Projets prestigieux, chasse gardée masculine
Une réussite qui n’a pas affadi son rugueux caractère. « Les architectes sont des machos, c’est certain ! Ça change un peu, mais pas totalement. Dans la profession, les hommes ont une vision de l’entre-soi qui exclut les femmes. Pourquoi ? Parce que, nous, on bosse. Or, c’est un métier où le relationnel est crucial. Mais les femmes n’en font pas une priorité. »
Rossella Gotti, membre du Memo, détaille le processus de la réussite : « Obtenir une commande d’ouvrage, ça ne tient pas à la compétence, mais aux réseaux de gouvernance, publics ou privés. Or, ils sont tous dominés par des hommes : les élus, les clubs, les réseaux d’influence… » « En clair, s’amuse Odile Decq, les hommes font des RP, raflent les commandes et demandent aux femmes de leur agence de travailler pour eux. Je caricature à peine ! »
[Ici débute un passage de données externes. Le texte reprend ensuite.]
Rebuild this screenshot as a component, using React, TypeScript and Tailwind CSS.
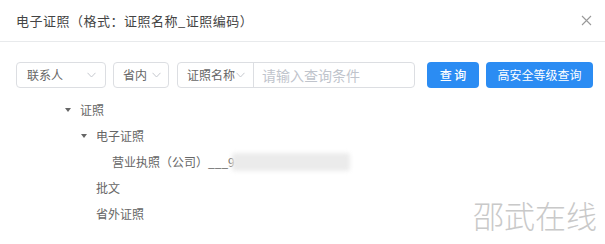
import React from 'react'

const font = { fontFamily: '"Noto Sans CJK SC", "Noto Sans", sans-serif' }

function Chevron({ className = '' }: { className?: string }) {
  return (
    <svg width="9" height="6" viewBox="0 0 9 6" className={className}>
      <path d="M0.5 0.8 L4.5 5 L8.5 0.8" fill="none" stroke="#c5c8ce" strokeWidth="1" />
    </svg>
  )
}

function Caret() {
  return (
    <span className="flex h-[16px] w-[16px] items-center justify-center">
      <span className="h-0 w-0 border-l-[3px] border-r-[3px] border-t-[4px] border-l-transparent border-r-transparent border-t-[#666]" />
    </span>
  )
}

type Node = { label: string; level: number; open?: boolean; blur?: boolean }

const tree: Node[] = [
  { label: '证照', level: 0, open: true },
  { label: '电子证照', level: 1, open: true },
  { label: '营业执照（公司）___9', level: 2, blur: true },
  { label: '批文', level: 1 },
  { label: '省外证照', level: 1 },
]

export default function App() {
  return (
    <div className="relative h-[244px] w-[605px] overflow-hidden bg-white" style={font}>
      {/* 标题栏 */}
      <div className="flex h-[42px] items-center justify-between border-b border-[#e8eaec] pl-4 pr-[13px]">
        <span className="text-[13px] tracking-[0.5px] text-[#444]">电子证照（格式：证照名称_证照编码）</span>
        <svg width="11" height="11" viewBox="0 0 11 11">
          <path d="M1 1 L10 10 M10 1 L1 10" stroke="#999" strokeWidth="1.1" />
        </svg>
      </div>

      {/* 查询条件 */}
      <div className="mt-5 flex h-[26px] items-stretch pl-4">
        <div className="flex w-[90px] items-center justify-between rounded-[4px] border border-[#dcdee2] pl-[10px] pr-[9px] text-[12px] text-[#666]">
          <span>联系人</span>
          <Chevron />
        </div>
        <div className="ml-[7px] flex w-[56px] items-center gap-[5px] rounded-[4px] border border-[#dcdee2] pl-[9px] text-[12px] text-[#666]">
          <span>省内</span>
          <Chevron />
        </div>
        <div className="ml-[8px] flex w-[238px] items-stretch rounded-[4px] border border-[#dcdee2]">
          <div className="flex w-[76px] items-center border-r border-[#dcdee2] pl-[9px] text-[12px] text-[#666]">
            <span>证照名称</span>
            <Chevron className="ml-[1px]" />
          </div>
          <div className="flex flex-1 items-center pl-[8px] text-[14px] text-[#c0c4cc]">请输入查询条件</div>
        </div>
        <button className="ml-[12px] w-[52px] rounded-[4px] bg-[#2b8cf3] text-[12px] font-medium text-white">查 询</button>
        <button className="ml-[7px] w-[107px] rounded-[4px] bg-[#2b8cf3] text-[12px] text-white">高安全等级查询</button>
      </div>

      {/* 树 */}
      <div className="mt-[9px]">
        {tree.map((n) => (
          <div
            key={n.label}
            className="relative flex h-[26px] items-center text-[12px] text-[#666]"
            style={{ paddingLeft: 60 + n.level * 16 }}
          >
            {n.open ? <Caret /> : <span className="w-[16px]" />}
            <span className="ml-[4px]">{n.label}</span>
            {n.blur && (
              <span className="absolute left-[232px] top-[4px] h-[18px] w-[118px] rounded-[3px] bg-[#ebebeb] blur-[2px]" />
            )}
          </div>
        ))}
      </div>

      {/* 水印 */}
      <div className="absolute left-[473px] top-[199px] text-[31px] font-light leading-none text-[#c9c9c9]">
        邵武在线
      </div>
    </div>
  )
}
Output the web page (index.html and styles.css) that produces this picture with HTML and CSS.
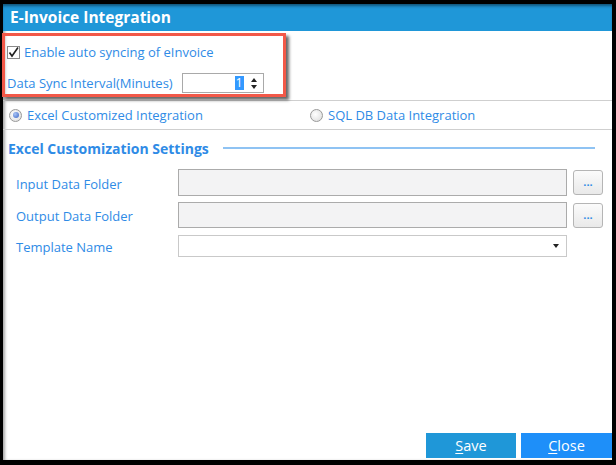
FILE: index.html
```html
<!DOCTYPE html>
<html>
<head>
<meta charset="utf-8">
<link rel="stylesheet" href="styles.css">
</head>
<body>
<div class="window">
  <div class="titlebar">E-Invoice Integration</div>
  <div class="sync">
    <div class="row check-row">
      <svg class="checkbox" width="13" height="13" viewBox="0 0 13 13"><rect x="0.5" y="0.5" width="12" height="12" fill="#fff" stroke="#8a8a8a"/><path d="M2.5 6.5 L5 10 L11 1.5" fill="none" stroke="#222" stroke-width="1.6"/></svg>
      <span class="lbl">Enable auto syncing of eInvoice</span>
    </div>
    <div class="row interval-row">
      <span class="lbl">Data Sync Interval(Minutes)</span>
      <div class="spinner">
        <span class="val">1</span>
        <span class="arrows"><span class="up"></span><span class="down"></span></span>
      </div>
    </div>
  </div>
  <div class="radios">
    <div class="radio-item first">
      <span class="radio on"></span><span class="lbl">Excel Customized Integration</span>
    </div>
    <div class="radio-item">
      <span class="radio"></span><span class="lbl">SQL DB Data Integration</span>
    </div>
  </div>
  <div class="section-head">
    <span class="head-text">Excel Customization Settings</span>
    <span class="head-line"></span>
  </div>
  <div class="form">
    <div class="frow r1">
      <span class="lbl">Input Data Folder</span>
      <div class="box"></div>
      <div class="browse">...</div>
    </div>
    <div class="frow r2">
      <span class="lbl">Output Data Folder</span>
      <div class="box"></div>
      <div class="browse">...</div>
    </div>
    <div class="frow r3">
      <span class="lbl">Template Name</span>
      <div class="select"><span class="caret"></span></div>
    </div>
  </div>
  <div class="footer">
    <div class="btn save"><u>S</u>ave</div>
    <div class="btn close"><u>C</u>lose</div>
  </div>
  <div class="highlight"></div>
</div>
</body>
</html>
```
FILE: styles.css
```css
html, body {
  margin: 0;
  padding: 0;
}
body {
  width: 616px;
  height: 465px;
  background: #000;
  overflow: hidden;
  font-family: "Open Sans", "Noto Sans", sans-serif;
}
.window {
  position: relative;
  margin: 4px 4px 0 3px;
  width: 609px;
  height: 456px;
  background: #fff;
  display: flex;
  flex-direction: column;
  box-shadow: inset 3px 0 3px -1px rgba(0,0,0,0.35);
}
.titlebar {
  height: 27px;
  background: #1f97d8;
  color: #fff;
  font-weight: bold;
  font-size: 15.5px;
  line-height: 27px;
  padding-left: 7px;
  box-shadow: inset 0 3px 3px -1px rgba(0,0,0,0.45);
}
.lbl {
  color: #2f8be6;
  font-size: 13px;
  white-space: nowrap;
}
.sync {
  height: 69px;
  border-bottom: 1px solid #cfcfcf;
}
.row {
  display: flex;
  align-items: center;
  height: 22px;
}
.check-row {
  margin-top: 10px;
  padding-left: 4px;
  gap: 4px;
}
.checkbox {
  display: block;
}
.interval-row {
  margin-top: 9px;
  padding-left: 4px;
}
.spinner {
  margin-left: 9px;
  width: 80px;
  height: 18px;
  border: 1px solid #a9a9a9;
  display: flex;
  align-items: center;
  justify-content: flex-end;
  font-size: 12.5px;
}
.val {
  background: #3399ff;
  color: #fff;
  line-height: 14px;
  padding: 0 1px;
  margin-right: 4px;
}
.arrows {
  width: 12px;
  display: flex;
  flex-direction: column;
  align-items: center;
  gap: 3px;
  margin-right: 3px;
}
.up {
  width: 0; height: 0;
  border-left: 3px solid transparent;
  border-right: 3px solid transparent;
  border-bottom: 4px solid #222;
}
.down {
  width: 0; height: 0;
  border-left: 3px solid transparent;
  border-right: 3px solid transparent;
  border-top: 4px solid #222;
}
.radios {
  height: 28px;
  border-bottom: 1px solid #cfcfcf;
  display: flex;
  align-items: center;
}
.radio-item {
  display: flex;
  align-items: center;
  gap: 5px;
}
.radio-item.first {
  padding-left: 6px;
  width: 301px;
}
.radio {
  width: 11px;
  height: 11px;
  border-radius: 50%;
  border: 1px solid #9a9a9a;
  background: radial-gradient(circle at 40% 40%, #ffffff, #d9d9d9);
  box-sizing: content-box;
  position: relative;
}
.radio.on::after {
  content: "";
  position: absolute;
  left: 2.5px; top: 2.5px;
  width: 6px; height: 6px;
  border-radius: 50%;
  background: radial-gradient(circle at 35% 35%, #a9c4f5, #3a64c4);
}
.section-head {
  height: 36px;
  display: flex;
  align-items: center;
  padding-left: 5px;
}
.head-text {
  color: #2f8be6;
  font-weight: bold;
  font-size: 14px;
  white-space: nowrap;
}
.head-line {
  margin-left: 14px;
  width: 372px;
  height: 2px;
  background: #8fc3f3;
}
.form {
  margin-top: 3px;
  display: flex;
  flex-direction: column;
}
.frow {
  display: grid;
  grid-template-columns: 156px 389px 30px;
  column-gap: 6px;
  align-items: center;
  padding-left: 13px;
}
.frow .lbl {
  padding-top: 2px;
}
.r1 { height: 27px; }
.r2 { height: 26px; margin-top: 6px; }
.r3 { height: 22px; margin-top: 7px; }
.box {
  box-sizing: border-box;
  border: 1px solid #ababab;
  background: #f3f3f4;
}
.r1 .box { height: 27px; }
.r2 .box { height: 26px; }
.browse {
  height: 25px;
  box-sizing: border-box;
  border: 1px solid #b5b5b5;
  border-radius: 3px;
  background: linear-gradient(#fbfbfb, #e9e9e9);
  color: #2f8be6;
  font-size: 11px;
  font-weight: bold;
  text-align: center;
  line-height: 22px;
}
.select {
  height: 22px;
  box-sizing: border-box;
  border: 1px solid #c9c9c9;
  background: #fff;
  position: relative;
}
.caret {
  position: absolute;
  right: 7px;
  top: 8px;
  width: 0; height: 0;
  border-left: 3px solid transparent;
  border-right: 3px solid transparent;
  border-top: 4px solid #222;
}
.footer {
  margin-top: auto;
  margin-bottom: 2px;
  display: flex;
  justify-content: flex-end;
  gap: 5px;
}
.btn {
  height: 25px;
  line-height: 25px;
  color: #fff;
  font-size: 14.5px;
  text-align: center;
}
.save { width: 90px; background: #1f97d8; }
.close { width: 91px; background: #1e8ff9; }
.btn u { text-underline-offset: 2px; }
.highlight {
  position: absolute;
  left: -1px;
  top: 29px;
  width: 278px;
  height: 58px;
  border: 3px solid #f25848;
  box-shadow: 3px 3px 3px rgba(0,0,0,0.6);
  pointer-events: none;
}
```
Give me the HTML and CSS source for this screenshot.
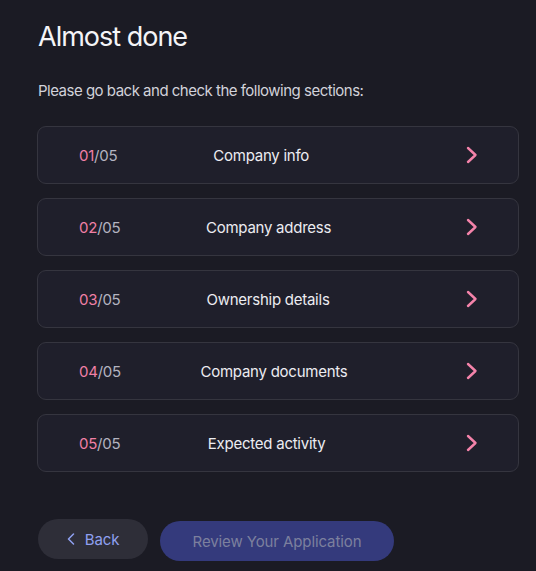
FILE: index.html
```html
<!DOCTYPE html>
<html>
<head>
<meta charset="utf-8">
<link rel="stylesheet" href="styles.css">
</head>
<body>
<main class="page">
  <h1 class="title">Almost done</h1>
  <p class="subtitle">Please go back and check the following sections:</p>
  <ul class="sections">
    <li class="card"><span class="num"><span class="cur">01</span>/05</span><span class="label">Company info</span><span class="go"><svg width="12" height="18" viewBox="0 0 12 18"><polyline points="2,2 9.5,9 2,16" fill="none" stroke="#f483aa" stroke-width="2.4" stroke-linecap="round" stroke-linejoin="round"/></svg></span></li>
    <li class="card"><span class="num"><span class="cur">02</span>/05</span><span class="label">Company address</span><span class="go"><svg width="12" height="18" viewBox="0 0 12 18"><polyline points="2,2 9.5,9 2,16" fill="none" stroke="#f483aa" stroke-width="2.4" stroke-linecap="round" stroke-linejoin="round"/></svg></span></li>
    <li class="card"><span class="num"><span class="cur">03</span>/05</span><span class="label">Ownership details</span><span class="go"><svg width="12" height="18" viewBox="0 0 12 18"><polyline points="2,2 9.5,9 2,16" fill="none" stroke="#f483aa" stroke-width="2.4" stroke-linecap="round" stroke-linejoin="round"/></svg></span></li>
    <li class="card"><span class="num"><span class="cur">04</span>/05</span><span class="label">Company documents</span><span class="go"><svg width="12" height="18" viewBox="0 0 12 18"><polyline points="2,2 9.5,9 2,16" fill="none" stroke="#f483aa" stroke-width="2.4" stroke-linecap="round" stroke-linejoin="round"/></svg></span></li>
    <li class="card"><span class="num"><span class="cur">05</span>/05</span><span class="label">Expected activity</span><span class="go"><svg width="12" height="18" viewBox="0 0 12 18"><polyline points="2,2 9.5,9 2,16" fill="none" stroke="#f483aa" stroke-width="2.4" stroke-linecap="round" stroke-linejoin="round"/></svg></span></li>
  </ul>
  <div class="actions">
    <button class="btn back"><svg width="8" height="12" viewBox="0 0 8 12"><polyline points="6.5,1 1.5,6 6.5,11" fill="none" stroke="#8fa0f0" stroke-width="1.5" stroke-linecap="round" stroke-linejoin="round"/></svg><span>Back</span></button>
    <button class="btn review">Review Your Application</button>
  </div>
</main>
</body>
</html>
```
FILE: styles.css
```css
html, body {
  margin: 0;
  padding: 0;
  background: #1b1b24;
}
body {
  font-family: Inter, "Liberation Sans", sans-serif;
  color: #e8e8ee;
}
.page {
  padding: 20px 17px 0 37px;
}
.title {
  margin: 0 0 0 1px;
  font-size: 27px;
  font-weight: 400;
  line-height: 34px;
  color: #f4f4f7;
  letter-spacing: -1px;
}
.subtitle {
  margin: 27px 0 0 1px;
  font-size: 15px;
  line-height: 20px;
  color: #d2d2da;
  letter-spacing: -0.5px;
}
.sections {
  list-style: none;
  margin: 25px 0 0 0;
  padding: 0;
  display: flex;
  flex-direction: column;
  gap: 14px;
}
.card {
  display: flex;
  align-items: center;
  height: 56px;
  padding: 0 40px 0 41px;
  background: #1f1f2b;
  border: 1px solid #35353f;
  border-radius: 9px;
  font-size: 15px;
  letter-spacing: -0.25px;
}
.num {
  flex: none;
  width: 82px;
  color: #b4b4c0;
}
.cur {
  color: #f07fa5;
}
.label {
  flex: 1 1 auto;
  text-align: center;
  color: #ececf1;
}
.go {
  flex: 1 1 auto;
  display: flex;
  justify-content: flex-end;
}
.go svg {
  display: block;
}
.actions {
  display: flex;
  align-items: flex-start;
  gap: 12px;
  margin-top: 47px;
  padding-left: 1px;
}
.btn {
  border: none;
  height: 40px;
  border-radius: 20px;
  font-family: Inter, "Liberation Sans", sans-serif;
  font-size: 15px;
  padding: 0;
  display: flex;
  align-items: center;
  justify-content: center;
  letter-spacing: -0.1px;
}
.back {
  width: 110px;
  background: #2e2e38;
  color: #8fa0f0;
  gap: 10px;
}
.back svg {
  display: block;
}
.review {
  width: 234px;
  margin-top: 2px;
  background: #343a7c;
  color: #7c809e;
}
```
Et si pour la première fois une femme – Catherine Jacquot – a été élue présidente du Conseil national de l’ordre des architectes (CNOA), il faut noter qu’au niveau régional, sur les vingt-six conseils… vingtcinq sont présidés par des hommes !
Rossella Gotti enfonce le clou : « Il faut observer la répartition des types de projets en fonction des genres. À qui confie-t-on les logements, les crèches, les écoles ? À qui confiet-on les équipements publics prestigieux à gros budgets : les musées, les tours, les gares, les stades ? »
Entravées par une profession encore paternaliste, moins starisées que leurs confrères quand elles réussissent, les femmes architectes, bien sûr, sont moins bien payées qu’eux. Leur revenu moyen (26 924 euros/an) représente 57 % de celui des hommes (47 469 euros/an ; source CNOA 2016). Un chiffre que Catherine Guyot tient à préciser : « La profession se paupérise pour tous, mais surtout pour les femmes : 50 % d’entre elles ont un revenu annuel inférieur à 20 000 euros. »
Alors il faut bâtir… ses réseaux. Elles sont de plus en plus nombreuses à se grouper, à échanger informations et expérience. Et à faire des propositions pour que la profession évolue. Ainsi, Catherine Jacquot milite pour « une exemplarité de la commande publique concernant l’accès des femmes à toutes les étapes de mise en concurrence et notamment dans la composition des jurys ». Odile Decq, elle, est farouchement contre toute forme de quota : « Il ne faut pas instaurer une logique du genre dans un sens ou dans l’autre, c’est trop dangereux. Il ne faut jamais envisager autre chose que l’oeuvre elle-même. »
Catherine Guyot ne partage pas son avis. « Oui, la profession s’ouvre aux femmes, mais tellement difficilement ! Si on veut vraiment avancer, les quotas sont un mal nécessaire. »
Odile Decq a quand même l’espoir « qu’un jour, on cessera de [leur] poser systématiquement la même question quand [elles] se présentent : “Ah vous êtes architecte ! Mais d’intérieur alors ?” »
“Dans la profession, les hommes ont une vision de l’entre-soi qui exclut les femmes. Pourquoi ? Parce que, nous, on bosse. Or, c’est un métier où le relationnel est crucial ”
Odile Decq, architecte
* La remise du prix est prévue le 11 décembre au Pavillon de l’Arsenal, à Paris, de 17 à 20 heures. Entrée gratuite.